Это было сказано совершенно неотвратимым голосом.
– А может…
– Мы поиграем, – сказала мама. – Это очень весело.
Чахотка – Тыбурций Раскольников, ну или девица из «Трех товарищей», Патриция Хольман, кажется.
– Я называю болезнь, – сказала мама. – А вы вспоминаете. Начнем.
Эпилепсия – Смердяков с гитаркой и прочие его братья Передоновы.
– Правда, очень интересно? – спросила мама.
– Да, – сказала Анна. – Очень интересно.
– Редко что бывает интереснее, – сказал я.

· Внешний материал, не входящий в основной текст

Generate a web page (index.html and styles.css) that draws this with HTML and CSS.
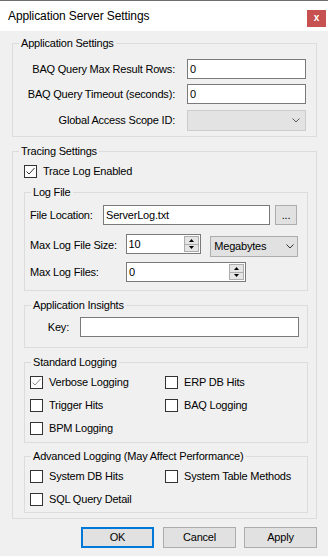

Я думал, что Анна испугается – любой нормальный человек насторожился и немедленно помер бы от скуки, но Анна держалась. Вот что значит старая аристократия, Великанова бы не выстояла.
Волчанка – Иудушка Головлев с гнилым прыщеватым подбородком, и Газов из «Попутного пса».
– Раздвоение личности, – сказала мама.
Я галантно пропустил даму вперед, Анна, как иначе, Джекил и Хайд.
– Чума, – сказала Анна.
Я оказался шустрее мамы.
– «Чума», – сказал я.
– Нужно не произведение, а имя героя, – напомнила мама. – Впрочем, тебе простительно, сыночко, так и быть, зачтем. Твой ход.
– Бешенство, – сказал я.
– Нилов, помещик, – тут же ответила мама. – Чехов, рассказ «Волк». Так-так, детишечки, а вот вам аневризма аорты…
Это я вспомнил, но в целом бороться с мамой было бесполезно, скоро мы с Анной начали проигрывать, а мама стала потихонечку выдыхать. На аппендиците она окончательно успокоилась, вспомнила, что нашему прадеду вырезали его без наркоза, а он при этом пел песни и смеялся.
– Очень интересно, – сказала Анна.
Аппендицит мама, разумеется, легко отыграла, им страдал епископ в «Человеке-амфибии». Триумф старшего поколения был неоспорим. Книжный удар просвистел над головами чугунным бумерангом, мама успокоилась.
– Ну, пожалуй, и я пойду окунусь, – мама поднялась из шезлонга и двинулась к воде.
Это чтобы продемонстрировать еще и свое физическое превосходство перед нами и стихией. И продемонстрировала.
Глядя, как мама рассекает волны, японцы устыдились и предприняли новый приступ.
– А почему приколоченный заяц? – спросила Анна.
– Это такая история, – я сместился чуть, прячась от солнца. – У нас в лагерях… Знаешь, есть такие лагеря для детского отдыха, так вот, в некоторых лагерях появлялся красный заяц…
Анна вроде заинтересовалась, а я изложил старую спортлагерную байку про нарисованного красного зайца, который появлялся на стенах корпусов, или на заборе, или в спортзале, справа у входа. И если этот заяц появлялся, надо было еще до третьей ночи прибить его к стене гвоздем, иначе он отправлялся бродить по лагерю…
– Страшная история называется «приколоченным зайцем»? – спросила Анна. – Это как «пятое колесо»? Как «буйвол для пираний»?
– Как «козел отпущения».
– Я расскажу, – Анна зябко закуталась в зеленое полотенце. – Со мной один раз страшное случалось. Это было очень страшно…
Анна стала рассказывать.
Я слушал.
Про одну семью, пустившую в свой дом незнакомца. Страшно, чего уж.
Ветер крепчал. Мама побеждала волны. В восьмистах километрах к северу отсюда, за водой и землей, за Карибским течением, за острым углом треугольника высил к небу свои сияющие чертоги белокаменный Джексонвилл.